Organisations with strong trust indicators across their supplier base outperform their peers in time to market, issue resolution, and adoption of new technology. Trust is not a soft sentiment. It is a strategic asset.
Loyalty
Respect and trust are necessary, but not sufficient. True advantage comes when suppliers go beyond what is required. That is where loyalty plays a role.
Supplier loyalty is earned through long-term orientation, recognition, shared risk, and emotional equity. It is expressed when a supplier prioritises your urgent order ahead of another’s, shares a new idea with you first, or supports you through a difficult period not because they have to, but because they want to.
In consumer marketing, this would be called discretionary effort. In supplier management, we call it customer of choice benefits.
Customer loyalty and supplier loyalty
Supplier loyalty strategy
Ease of doing business
Emotional engagement
Tiered access and rewards
Feedback loops
Personalised communication
Customer loyalty strategy
Segment-based supplier engagement and treatment strategies
Voice of the Supplier (VoS) and 360° programmes
Strategic supplier benefits, early involvement, joint account planning
Respect, shared goals, cultural alignment, joint training and events
Simplified processes, fast decision making
Embedding behaviour
Organisations that move from “customer of choice” to “customer delight” understand that supplier behaviour is a mirror of their own culture. How suppliers engage externally is shaped by how they are treated internally.
Embedding respect, trust, and loyalty requires more than intent. It demands operational alignment.
Respect needs to be modelled from the leadership down. It must be visible in how executives engage, how problems are escalated, and how supplier success is celebrated.
Trust must be built into governance. Cross-functional ownership of relationships, visibility of performance, and agreed frameworks for risk, escalation, and collaboration are required.
Loyalty needs to be designed, not hoped for. This is done through tiered treatment models, recognition schemes, and shared KPIs that link supplier success to customer impact.
To operationalise these principles, organisations need explicit goals, measurable targets, and clear objectives. For example:
Goals: Build a supplier ecosystem that proactively contributes to customer delight.
Targets: Improve Voice of the Supplier scores by 20% in 12 months.
Objectives: Implement formal 360° feedback across strategic suppliers and embed outcomes into governance.
You cannot manage what you do not measure. Set KPIs for trust, responsiveness, collaboration, and innovation, and monitor supplier engagement in the same way you would customer retention.
The shift from managing supply to managing suppliers is profound. It changes the narrative from procurement efficiency to enterprise value, from cost saving to customer delight. It is no coincidence that organisations with mature SRM programmes report better performance in resilience, ESG compliance, and innovation.
Start with the experience you create for your suppliers because relationships are, in nature, what seems small can ripple far.
Mapping the customer journey: where and how suppliers impact your customers
To truly deliver value, procurement must shift its perspective outward.

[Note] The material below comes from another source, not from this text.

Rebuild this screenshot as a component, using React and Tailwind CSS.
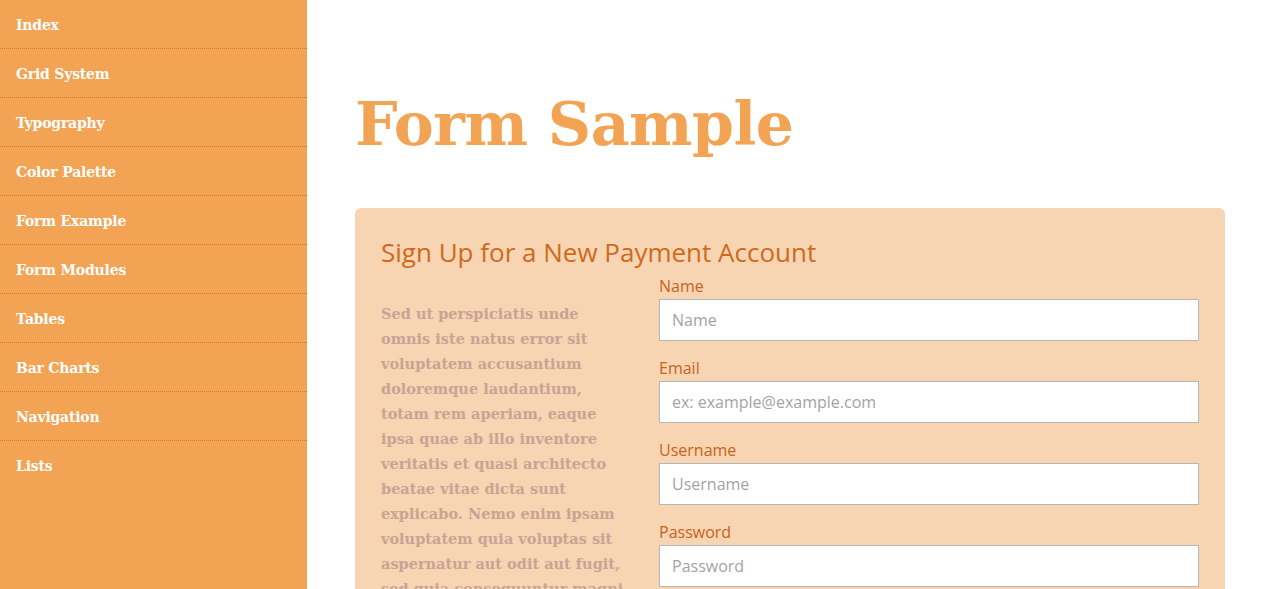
import React from "react";

const navItems = [
  "Index",
  "Grid System",
  "Typography",
  "Color Palette",
  "Form Example",
  "Form Modules",
  "Tables",
  "Bar Charts",
  "Navigation",
  "Lists",
];

const fields = [
  { label: "Name", placeholder: "Name", type: "text" },
  { label: "Email", placeholder: "ex: example@example.com", type: "email" },
  { label: "Username", placeholder: "Username", type: "text" },
  { label: "Password", placeholder: "Password", type: "password" },
];

const slab = { fontFamily: '"DejaVu Serif", "Liberation Serif", serif' };
const sans = { fontFamily: '"Open Sans", "Noto Sans", sans-serif' };

const App = () => {
  return (
    <div className="min-h-screen flex bg-white">
      <nav className="w-[307px] shrink-0 bg-[#f2a354]" style={slab}>
        {navItems.map((item, i) => (
          <a
            key={item}
            href="#"
            className={`block h-[49px] pl-4 pt-[15px] text-[14px] font-bold text-white tracking-[-0.2px] ${
              i < navItems.length - 1 ? "border-b border-dotted border-[#d6741c]" : ""
            }`}
          >
            {item}
          </a>
        ))}
      </nav>

      <main className="flex-1 pl-12 pr-[55px]">
        <h1
          className="mt-[82px] text-[60px] leading-[84px] font-bold text-[#f2a354] tracking-[-0.5px]"
          style={slab}
        >
          Form Sample
        </h1>

        <section className="mt-[42px] rounded-md bg-[#f7d4b2] px-[26px] pt-[26px] pb-10">
          <h2 className="text-[26px] leading-9 text-[#cf6a1d]" style={sans}>
            Sign Up for a New Payment Account
          </h2>

          <div className="flex gap-7">
            <p
              className="w-[250px] shrink-0 mt-[31px] text-[14.5px] leading-[25px] font-bold text-[#c9a394]"
              style={slab}
            >
              Sed ut perspiciatis unde omnis iste natus error sit voluptatem
              accusantium doloremque laudantium, totam rem aperiam, eaque ipsa
              quae ab illo inventore veritatis et quasi architecto beatae vitae
              dicta sunt explicabo. Nemo enim ipsam voluptatem quia voluptas sit
              aspernatur aut odit aut fugit, sed quia consequuntur magni dolores
              eos qui ratione voluptatem sequi nesciunt.
            </p>

            <form className="flex-1 mt-[6px] flex flex-col gap-[17px]" style={sans}>
              {fields.map((f) => (
                <label key={f.label} className="block">
                  <span className="block text-[16px] leading-[20px] text-[#c9621c]">
                    {f.label}
                  </span>
                  <input
                    type={f.type}
                    placeholder={f.placeholder}
                    className="mt-[3px] block w-full h-[42px] border border-[#b7b7b7] bg-white px-3 text-[16px] text-[#555] placeholder:text-[#a3a3a3] outline-none"
                  />
                </label>
              ))}
            </form>
          </div>
        </section>
      </main>
    </div>
  );
};

export default App;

An effective way to do this is by mapping the customer journey and identifying where and how suppliers shape that experience.

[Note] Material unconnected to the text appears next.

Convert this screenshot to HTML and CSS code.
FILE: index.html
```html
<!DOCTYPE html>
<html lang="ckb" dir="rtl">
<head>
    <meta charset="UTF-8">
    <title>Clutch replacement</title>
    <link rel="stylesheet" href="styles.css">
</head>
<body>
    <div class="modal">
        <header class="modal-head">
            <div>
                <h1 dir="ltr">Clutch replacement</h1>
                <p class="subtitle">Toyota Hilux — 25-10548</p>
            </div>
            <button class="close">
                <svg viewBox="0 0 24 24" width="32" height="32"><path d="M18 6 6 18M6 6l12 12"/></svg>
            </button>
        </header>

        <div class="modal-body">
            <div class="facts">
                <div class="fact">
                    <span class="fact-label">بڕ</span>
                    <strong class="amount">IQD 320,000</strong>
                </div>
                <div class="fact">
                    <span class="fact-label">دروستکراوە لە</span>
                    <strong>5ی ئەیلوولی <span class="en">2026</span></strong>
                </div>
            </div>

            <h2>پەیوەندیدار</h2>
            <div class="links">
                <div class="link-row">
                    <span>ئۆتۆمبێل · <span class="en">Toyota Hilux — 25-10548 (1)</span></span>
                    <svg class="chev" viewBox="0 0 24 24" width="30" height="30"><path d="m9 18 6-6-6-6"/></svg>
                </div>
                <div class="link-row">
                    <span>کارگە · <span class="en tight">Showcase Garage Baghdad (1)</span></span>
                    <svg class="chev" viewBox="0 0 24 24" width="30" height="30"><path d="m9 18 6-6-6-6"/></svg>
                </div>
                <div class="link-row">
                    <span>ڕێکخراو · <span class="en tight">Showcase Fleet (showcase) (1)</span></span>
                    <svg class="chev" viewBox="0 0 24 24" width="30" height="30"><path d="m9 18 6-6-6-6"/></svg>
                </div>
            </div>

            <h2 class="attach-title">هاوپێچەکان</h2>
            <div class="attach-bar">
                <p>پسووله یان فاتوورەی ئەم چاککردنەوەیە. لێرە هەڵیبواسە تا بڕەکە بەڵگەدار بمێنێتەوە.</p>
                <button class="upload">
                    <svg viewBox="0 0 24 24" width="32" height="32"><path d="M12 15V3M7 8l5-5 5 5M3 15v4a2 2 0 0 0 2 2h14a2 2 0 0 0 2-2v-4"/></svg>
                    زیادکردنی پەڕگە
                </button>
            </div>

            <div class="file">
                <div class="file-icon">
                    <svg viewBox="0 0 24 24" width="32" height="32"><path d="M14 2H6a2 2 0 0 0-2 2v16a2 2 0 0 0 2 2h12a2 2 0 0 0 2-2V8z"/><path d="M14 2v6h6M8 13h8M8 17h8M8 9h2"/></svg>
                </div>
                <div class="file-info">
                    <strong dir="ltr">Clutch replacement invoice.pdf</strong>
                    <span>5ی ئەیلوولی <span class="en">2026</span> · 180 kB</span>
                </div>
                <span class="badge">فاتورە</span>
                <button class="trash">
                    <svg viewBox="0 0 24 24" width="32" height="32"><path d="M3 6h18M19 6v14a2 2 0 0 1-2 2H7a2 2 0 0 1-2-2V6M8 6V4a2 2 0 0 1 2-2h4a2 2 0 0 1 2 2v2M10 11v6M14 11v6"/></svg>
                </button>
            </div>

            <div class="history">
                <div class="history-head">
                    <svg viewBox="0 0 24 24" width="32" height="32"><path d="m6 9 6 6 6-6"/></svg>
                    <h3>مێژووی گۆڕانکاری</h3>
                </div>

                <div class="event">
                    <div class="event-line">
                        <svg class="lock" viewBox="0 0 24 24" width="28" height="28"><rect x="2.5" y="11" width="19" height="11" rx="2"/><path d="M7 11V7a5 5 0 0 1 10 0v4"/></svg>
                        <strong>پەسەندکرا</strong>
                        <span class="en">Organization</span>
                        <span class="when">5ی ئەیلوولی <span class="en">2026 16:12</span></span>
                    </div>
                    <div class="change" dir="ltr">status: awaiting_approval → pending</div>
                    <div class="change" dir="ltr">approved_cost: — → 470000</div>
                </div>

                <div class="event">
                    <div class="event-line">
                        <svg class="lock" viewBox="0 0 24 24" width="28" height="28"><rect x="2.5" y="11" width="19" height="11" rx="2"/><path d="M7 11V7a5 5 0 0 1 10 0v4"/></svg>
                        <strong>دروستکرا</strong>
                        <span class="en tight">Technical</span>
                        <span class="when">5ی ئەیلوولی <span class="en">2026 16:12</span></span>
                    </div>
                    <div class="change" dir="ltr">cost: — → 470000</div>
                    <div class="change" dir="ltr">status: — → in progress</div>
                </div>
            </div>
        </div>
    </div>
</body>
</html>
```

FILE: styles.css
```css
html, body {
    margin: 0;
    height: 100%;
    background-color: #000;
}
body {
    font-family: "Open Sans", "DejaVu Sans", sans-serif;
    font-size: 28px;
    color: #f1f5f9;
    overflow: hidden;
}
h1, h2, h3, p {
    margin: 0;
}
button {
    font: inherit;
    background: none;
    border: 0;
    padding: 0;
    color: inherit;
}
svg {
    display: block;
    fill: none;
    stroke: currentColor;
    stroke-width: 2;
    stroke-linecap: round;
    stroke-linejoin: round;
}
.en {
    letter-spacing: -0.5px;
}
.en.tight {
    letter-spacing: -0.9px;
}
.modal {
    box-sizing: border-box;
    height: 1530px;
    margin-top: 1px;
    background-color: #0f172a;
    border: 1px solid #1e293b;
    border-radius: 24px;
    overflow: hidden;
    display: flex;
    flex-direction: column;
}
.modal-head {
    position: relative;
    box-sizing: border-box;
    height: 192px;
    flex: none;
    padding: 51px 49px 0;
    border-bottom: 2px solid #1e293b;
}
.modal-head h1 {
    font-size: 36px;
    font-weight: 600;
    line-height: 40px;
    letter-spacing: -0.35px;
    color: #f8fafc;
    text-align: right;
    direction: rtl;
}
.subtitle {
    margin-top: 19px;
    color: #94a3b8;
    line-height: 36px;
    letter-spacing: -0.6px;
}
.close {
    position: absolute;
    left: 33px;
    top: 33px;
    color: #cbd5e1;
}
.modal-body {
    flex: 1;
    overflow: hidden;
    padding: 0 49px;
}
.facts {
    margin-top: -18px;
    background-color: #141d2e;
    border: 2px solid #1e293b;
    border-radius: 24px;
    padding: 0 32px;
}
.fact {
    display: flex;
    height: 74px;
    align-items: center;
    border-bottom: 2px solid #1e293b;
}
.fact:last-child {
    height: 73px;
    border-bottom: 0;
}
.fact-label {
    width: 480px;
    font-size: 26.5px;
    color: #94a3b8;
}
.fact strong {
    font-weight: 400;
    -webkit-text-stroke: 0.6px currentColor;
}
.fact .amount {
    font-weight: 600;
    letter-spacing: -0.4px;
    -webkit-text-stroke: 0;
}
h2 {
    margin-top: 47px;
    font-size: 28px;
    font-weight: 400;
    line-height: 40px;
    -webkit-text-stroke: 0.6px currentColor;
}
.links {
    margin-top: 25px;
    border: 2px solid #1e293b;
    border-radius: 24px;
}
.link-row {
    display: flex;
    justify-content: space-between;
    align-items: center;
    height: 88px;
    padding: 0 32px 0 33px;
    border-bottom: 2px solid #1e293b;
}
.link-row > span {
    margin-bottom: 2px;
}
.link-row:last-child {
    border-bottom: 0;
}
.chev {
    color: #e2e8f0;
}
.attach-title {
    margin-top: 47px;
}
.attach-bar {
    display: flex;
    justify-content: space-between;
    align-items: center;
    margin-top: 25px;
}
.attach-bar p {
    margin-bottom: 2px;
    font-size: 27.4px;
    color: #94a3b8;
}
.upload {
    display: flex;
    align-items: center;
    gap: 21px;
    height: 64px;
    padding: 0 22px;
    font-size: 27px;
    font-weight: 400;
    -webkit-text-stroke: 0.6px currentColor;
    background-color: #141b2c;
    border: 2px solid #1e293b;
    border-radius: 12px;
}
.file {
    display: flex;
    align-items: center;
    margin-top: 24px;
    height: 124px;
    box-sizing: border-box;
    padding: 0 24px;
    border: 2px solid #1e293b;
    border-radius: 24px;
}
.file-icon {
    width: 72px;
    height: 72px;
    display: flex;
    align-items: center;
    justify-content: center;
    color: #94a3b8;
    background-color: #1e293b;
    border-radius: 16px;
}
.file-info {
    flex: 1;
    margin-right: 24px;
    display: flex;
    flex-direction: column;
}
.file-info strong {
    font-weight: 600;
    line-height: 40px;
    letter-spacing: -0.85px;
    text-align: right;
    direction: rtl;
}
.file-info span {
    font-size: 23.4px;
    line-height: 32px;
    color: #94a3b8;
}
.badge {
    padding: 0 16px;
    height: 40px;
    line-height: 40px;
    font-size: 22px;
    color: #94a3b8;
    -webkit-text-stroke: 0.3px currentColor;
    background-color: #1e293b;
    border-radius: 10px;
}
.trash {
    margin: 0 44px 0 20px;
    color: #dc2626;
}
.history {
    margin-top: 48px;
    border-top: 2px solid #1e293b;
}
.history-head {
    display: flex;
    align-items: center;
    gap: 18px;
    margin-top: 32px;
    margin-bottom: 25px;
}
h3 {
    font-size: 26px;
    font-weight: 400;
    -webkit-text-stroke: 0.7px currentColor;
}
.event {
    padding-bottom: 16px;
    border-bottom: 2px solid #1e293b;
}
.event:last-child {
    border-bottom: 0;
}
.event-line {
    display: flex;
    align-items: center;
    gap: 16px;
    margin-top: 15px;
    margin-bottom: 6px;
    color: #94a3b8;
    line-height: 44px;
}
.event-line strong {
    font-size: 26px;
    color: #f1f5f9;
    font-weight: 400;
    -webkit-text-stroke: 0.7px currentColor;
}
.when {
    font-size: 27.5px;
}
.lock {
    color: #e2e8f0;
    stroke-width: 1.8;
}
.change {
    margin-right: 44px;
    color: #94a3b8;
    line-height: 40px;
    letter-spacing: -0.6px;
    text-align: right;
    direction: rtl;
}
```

This approach gives procurement a tangible framework to elevate its strategic role and is an effective tool for persuading executives to invest in SRM.
Step 1
Start with a basic visual journey that covers the stages a customer typically moves through: Awareness, Consideration, Purchase, Delivery, Use, Support, and Loyalty or Advocacy.
At each stage, identify key customer touchpoints. Then ask: how many of these are owned or influenced by suppliers?
Here’s how suppliers show up across the journey:
Marketing agencies: Influencing brand awareness and perception.
Logistics providers: Ensuring timely delivery of goods or services.
Product manufacturers: Contributing to product quality and consistency.
Customer service providers: Impacting after-sales experience through support and issue resolution.
Step 2
Once these influences are mapped, procurement teams can evaluate supplier impact more systematically by measuring influence on customer experience through key dimensions such as:
Quality: Supplier-provided components or services affecting the final product.
Time: Supplier delivery speed impacting customer experience.
Cost: Supplier costs influencing product or service pricing and perceived value.
Innovation
Supplier-enabled innovations that directly affect customer delight.
Step 3
Once this is done, build the picture further by:
Facilitating cross-functional workshops to map your organisation’s customer journey.
Overlaying supplier impact at each touchpoint and identifying which suppliers shape each stage and how.
Evaluating supplier performance using customer-centric metrics such as quality, time, cost, and innovation.
Using the output to build a data-led case for investment in SRM, supplier enablement, and experience management.